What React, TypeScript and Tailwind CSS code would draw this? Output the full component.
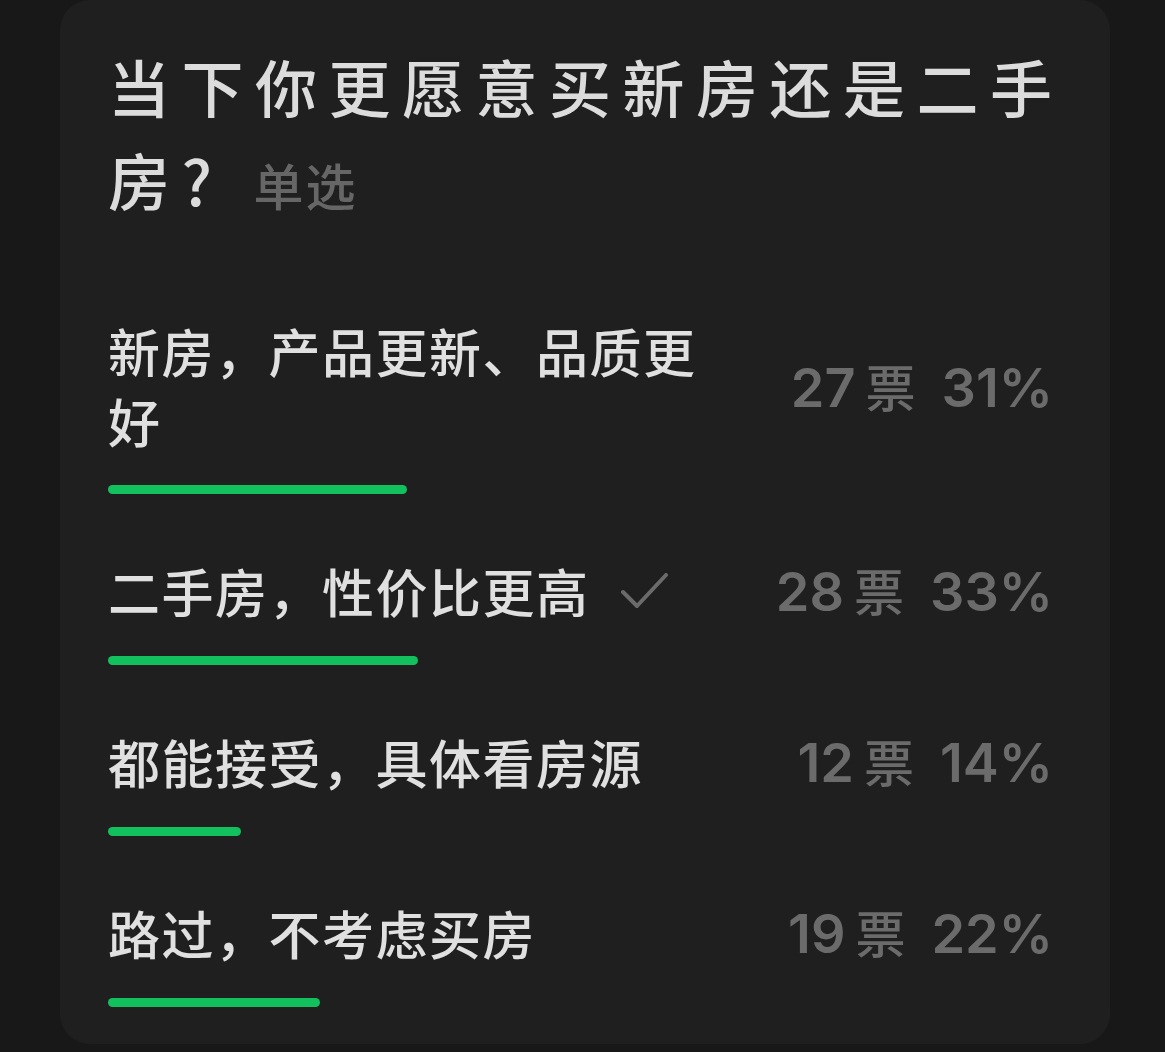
import type { CSSProperties } from "react";

type Option = {
  label: string;
  votes: number;
  percent: number;
  barWidth: number;
  chosen?: boolean;
};

const options: Option[] = [
  { label: "新房，产品更新、品质更好", votes: 27, percent: 31, barWidth: 299 },
  { label: "二手房，性价比更高", votes: 28, percent: 33, barWidth: 310, chosen: true },
  { label: "都能接受，具体看房源", votes: 12, percent: 14, barWidth: 133 },
  { label: "路过，不考虑买房", votes: 19, percent: 22, barWidth: 212 },
];

const cjk: CSSProperties = {
  fontFamily: '"Noto Sans CJK SC", "Noto Sans", sans-serif',
};

const digits: CSSProperties = {
  fontFamily: 'Inter, Roboto, "Noto Sans CJK SC", sans-serif',
};

function CheckMark() {
  return (
    <svg
      width="48"
      height="36"
      viewBox="0 0 48 36"
      fill="none"
      stroke="#6b6b6b"
      strokeWidth="4"
      strokeLinecap="round"
      strokeLinejoin="round"
      className="ml-[30px] shrink-0"
    >
      <path d="M3 19 L17 33 L46 2" />
    </svg>
  );
}

function OptionRow({ option, first }: { option: Option; first: boolean }) {
  return (
    <div className={first ? "mt-[85px] pr-[17px]" : "mt-[60px] pr-[17px]"}>
      <div className="flex items-center justify-between">
        <div className="flex w-[610px] items-center">
          <p
            className="text-[52px] font-medium leading-[70px] tracking-[1.5px] text-[#e0e0e0]"
            style={cjk}
          >
            {option.label}
          </p>
          {option.chosen ? <CheckMark /> : null}
        </div>
        <div
          className="flex items-baseline text-[54px] font-semibold leading-[70px] text-[#6b6b6b]"
          style={digits}
        >
          <span>{option.votes}</span>
          <span className="ml-[10px] text-[50px] font-medium" style={cjk}>
            票
          </span>
          <span className="ml-[26px]">{option.percent}%</span>
        </div>
      </div>
      {/* 进度条：宽度按票数比例 */}
      <div
        className="mt-[29px] h-[9px] rounded-full bg-[#12c15e]"
        style={{ width: option.barWidth }}
      />
    </div>
  );
}

export default function App() {
  return (
    <div className="min-h-screen w-full bg-[#181818]">
      <div className="ml-[60px] w-[1050px] rounded-[30px] bg-[#1f1f1f] pb-[37px] pl-[48px] pr-[40px] pt-[40px]">
        <h1
          className="text-[62px] font-medium leading-[93px] tracking-[11.5px] text-[#dcdcdc]"
          style={cjk}
        >
          当下你更愿意买新房还是二手房?
          <span className="ml-[30px] text-[50px] tracking-[2px] text-[#666666]">
            单选
          </span>
        </h1>
        {options.map((option, i) => (
          <OptionRow key={option.label} option={option} first={i === 0} />
        ))}
      </div>
    </div>
  );
}
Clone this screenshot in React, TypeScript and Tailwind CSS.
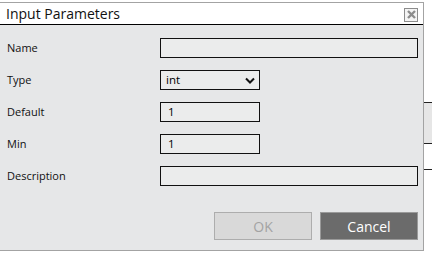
const fields = [
  { label: "Name", kind: "wide" },
  { label: "Type", kind: "select", value: "int" },
  { label: "Default", kind: "short", value: "1" },
  { label: "Min", kind: "short", value: "1" },
  { label: "Description", kind: "wide" },
];

function Field({ kind, value }: { kind: string; value?: string }) {
  if (kind === "select") {
    return (
      <div className="flex h-[20px] w-[100px] items-center justify-between border border-[#111] bg-[#ebecec] pl-[5px] pr-[4px] text-[11.5px] text-black">
        <span>{value}</span>
        <svg width="10" height="7" viewBox="0 0 10 7">
          <path d="M1 1.5 L5 5.5 L9 1.5" fill="none" stroke="#111" strokeWidth="2" />
        </svg>
      </div>
    );
  }
  return (
    <div
      className={
        (kind === "wide" ? "w-[258px]" : "w-[100px]") +
        " flex h-[20px] items-center border border-[#111] bg-[#ebecec] pl-[7px] text-[11.5px] text-black"
      }
    >
      {value}
    </div>
  );
}

export default function App() {
  return (
    <div className="relative h-[253px] w-[432px] overflow-hidden bg-white font-['Open_Sans',sans-serif]">
      {/* page content behind the dialog */}
      <div className="absolute left-[424px] top-[102px] h-[42px] w-[20px] border-y border-[#222] bg-[#e6e6e6]" />
      <div className="absolute left-[424px] top-[169px] h-px w-[20px] bg-[#222]" />

      <div className="relative ml-[-1px] mt-[2px] flex h-[249px] w-[425px] flex-col border border-[#a3a3a3] bg-[#e6e7e8]">
        <div className="flex h-[22px] items-center justify-between border-b border-black bg-white pl-[6px] pr-[5px]">
          <span className="text-[14px] leading-none text-[#111]">Input Parameters</span>
          <div className="mt-[2px] flex h-[14px] w-[14px] items-center justify-center border border-[#8c8c8c] bg-[#f4f4f4]">
            <svg width="9" height="9" viewBox="0 0 9 9">
              <path d="M1 1 L8 8 M8 1 L1 8" stroke="#8c8c8c" strokeWidth="2.4" />
            </svg>
          </div>
        </div>

        <div className="flex flex-col gap-[12px] pl-[7px] pr-[5px] pt-[13px]">
          {fields.map((f) => (
            <div key={f.label} className="grid h-[20px] grid-cols-[153px_1fr] items-center">
              <span className="text-[11px] text-[#111]">{f.label}</span>
              <Field kind={f.kind} value={f.value} />
            </div>
          ))}
        </div>

        <div className="mt-[26px] flex justify-end gap-[8px] pr-[5px]">
          <button className="h-[28px] w-[98px] border border-[#adadad] bg-[#d9d9d9] text-[14px] text-[#a3a3a3]">
            OK
          </button>
          <button className="h-[28px] w-[98px] border border-[#9a9a9a] bg-[#6b6b6b] text-[14px] text-white">
            Cancel
          </button>
        </div>
      </div>
    </div>
  );
}
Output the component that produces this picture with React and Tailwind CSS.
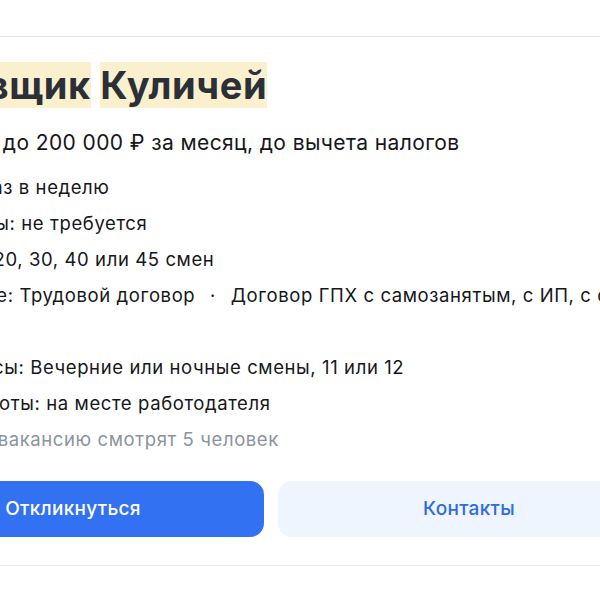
import React from 'react';

const font = { fontFamily: 'Inter, "Noto Sans", sans-serif' };

const rows = [
  { label: 'Выплаты: ', text: 'раз в неделю' },
  { label: 'Опыт работы: ', text: 'не требуется' },
  { label: 'Смены: 10, ', text: '20, 30, 40 или 45 смен' },
];

const Highlight = ({ children }) => (
  <span className="bg-[#fbf0cd]">{children}</span>
);

const App = () => {
  return (
    <div className="h-[600px] w-[600px] overflow-hidden bg-white pt-[36px]" style={font}>
      <div className="border-t border-b border-t-[#e0e2ea] border-b-[#e6e8eb]">
        <div className="ml-[-100px] w-[860px] pt-[26px] pb-[28px] text-[#15171a]">
          {/* Title with search highlight */}
          <h1 className="ml-[-31px] text-[38px] leading-[44px] font-bold tracking-[0.6px] text-[#2b3038] whitespace-nowrap">
            <Highlight>Упаковщик</Highlight> <Highlight>Куличей</Highlight>
          </h1>

          <p className="mt-[22px] ml-[-16px] text-[21px] leading-[28px] tracking-[0.4px] whitespace-nowrap">
            от 150 000 до 200 000 ₽ за месяц, до вычета налогов
          </p>

          <div className="mt-[18px] ml-[-16px] flex flex-col gap-[12px] text-[18.5px] leading-[24px] tracking-[0.6px] whitespace-nowrap">
            {rows.map((r) => (
              <div key={r.label}>
                {r.label}
                {r.text}
              </div>
            ))}
            <div>
              Оформление: Трудовой договор <span className="mx-[9px]">·</span> Договор ГПХ с самозанятым, с ИП, с организацией
            </div>
            <div>физлицом</div>
            <div>Рабочие часы: Вечерние или ночные смены, 11 или 12</div>
            <div>Формат работы: на месте работодателя</div>
            <div className="text-[#8b939e]">Сейчас эту вакансию смотрят 5 человек</div>
          </div>

          {/* Actions */}
          <div className="mt-[30px] ml-[-18px] grid w-[778px] grid-cols-2 gap-[14px]">
            <button className="h-[56px] rounded-[14px] bg-[#3271f2] text-[19px] font-medium tracking-[0.3px] text-white">
              Откликнуться
            </button>
            <button className="h-[56px] rounded-[14px] bg-[#eef5ff] text-[19px] font-medium tracking-[0.3px] text-[#2f6ae6]">
              Контакты
            </button>
          </div>
        </div>
      </div>
    </div>
  );
};

export default App;
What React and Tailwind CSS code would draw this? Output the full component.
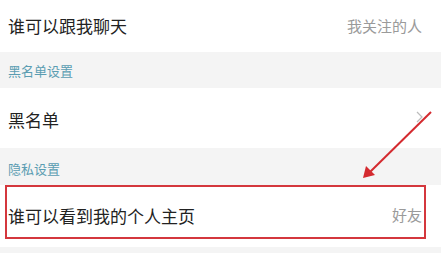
import React from 'react'

const font = { fontFamily: "'Noto Sans CJK SC', 'Noto Sans', sans-serif" }

function Section({ title, className = '' }) {
  return (
    <div className={`bg-[#f4f4f4] flex items-center pl-2 text-[13px] text-[#5b9db2] ${className}`}>
      {title}
    </div>
  )
}

export default function App() {
  return (
    <div className="relative w-[441px] h-[253px] overflow-hidden bg-[#f4f4f4]" style={font}>
      {/* 聊天 */}
      <div className="h-[52px] bg-white flex items-center justify-between pl-2 pr-[19px]">
        <span className="text-[17px] text-[#222]">谁可以跟我聊天</span>
        <span className="text-[15px] text-[#9a9a9a]">我关注的人</span>
      </div>

      <Section title="黑名单设置" className="h-[36px] pt-[2px]" />

      {/* 黑名单 */}
      <div className="h-[60px] bg-white flex items-center justify-between pl-2 pr-[18px] pt-[3px]">
        <span className="text-[17px] text-[#222]">黑名单</span>
        <svg width="7" height="12" viewBox="0 0 7 12" className="-mt-[6px]">
          <path d="M1 1l5 5-5 5" fill="none" stroke="#bbb" strokeWidth="1.2" />
        </svg>
      </div>

      <Section title="隐私设置" className="h-[37px] pt-[4px]" />

      {/* 个人主页 */}
      <div className="h-[62px] bg-white pl-[5px] pr-[15px]">
        <div className="h-[54px] border-2 border-[#d4373d] flex items-center justify-between pl-[1px] pr-[2px] pt-[7px]">
          <span className="text-[17px] text-[#222]">谁可以看到我的个人主页</span>
          <span className="text-[15px] text-[#9a9a9a]">好友</span>
        </div>
      </div>

      {/* annotation arrow */}
      <svg className="absolute left-0 top-0 pointer-events-none" width="441" height="253">
        <line x1="431" y1="112" x2="370" y2="172" stroke="#d42a2f" strokeWidth="2" />
        <polygon points="363,178 366,166 375,175" fill="#d42a2f" />
      </svg>
    </div>
  )
}
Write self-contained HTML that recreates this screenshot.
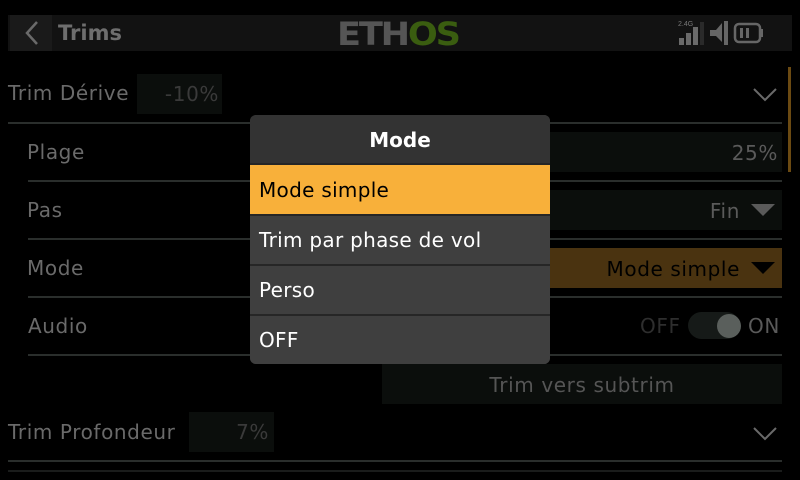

☆ ☆ ☆ ☆

WORK REQUIRED:
Can the lines from the one with "What React and" to the end of the records above be quoted exactly, both ends included, with every picture omitted?

OUTPUT FOR THIS EXERCISE:
What React and Tailwind CSS code would draw this? Output the full component.
import React from 'react'

const font = { fontFamily: "'Noto Sans CJK SC', 'Noto Sans', sans-serif" }

function Section({ title, className = '' }) {
  return (
    <div className={`bg-[#f4f4f4] flex items-center pl-2 text-[13px] text-[#5b9db2] ${className}`}>
      {title}
    </div>
  )
}

export default function App() {
  return (
    <div className="relative w-[441px] h-[253px] overflow-hidden bg-[#f4f4f4]" style={font}>
      {/* 聊天 */}
      <div className="h-[52px] bg-white flex items-center justify-between pl-2 pr-[19px]">
        <span className="text-[17px] text-[#222]">谁可以跟我聊天</span>
        <span className="text-[15px] text-[#9a9a9a]">我关注的人</span>
      </div>

      <Section title="黑名单设置" className="h-[36px] pt-[2px]" />

      {/* 黑名单 */}
      <div className="h-[60px] bg-white flex items-center justify-between pl-2 pr-[18px] pt-[3px]">
        <span className="text-[17px] text-[#222]">黑名单</span>
        <svg width="7" height="12" viewBox="0 0 7 12" className="-mt-[6px]">
          <path d="M1 1l5 5-5 5" fill="none" stroke="#bbb" strokeWidth="1.2" />
        </svg>
      </div>

      <Section title="隐私设置" className="h-[37px] pt-[4px]" />

      {/* 个人主页 */}
      <div className="h-[62px] bg-white pl-[5px] pr-[15px]">
        <div className="h-[54px] border-2 border-[#d4373d] flex items-center justify-between pl-[1px] pr-[2px] pt-[7px]">
          <span className="text-[17px] text-[#222]">谁可以看到我的个人主页</span>
          <span className="text-[15px] text-[#9a9a9a]">好友</span>
        </div>
      </div>

      {/* annotation arrow */}
      <svg className="absolute left-0 top-0 pointer-events-none" width="441" height="253">
        <line x1="431" y1="112" x2="370" y2="172" stroke="#d42a2f" strokeWidth="2" />
        <polygon points="363,178 366,166 375,175" fill="#d42a2f" />
      </svg>
    </div>
  )
}
Write self-contained HTML that recreates this screenshot.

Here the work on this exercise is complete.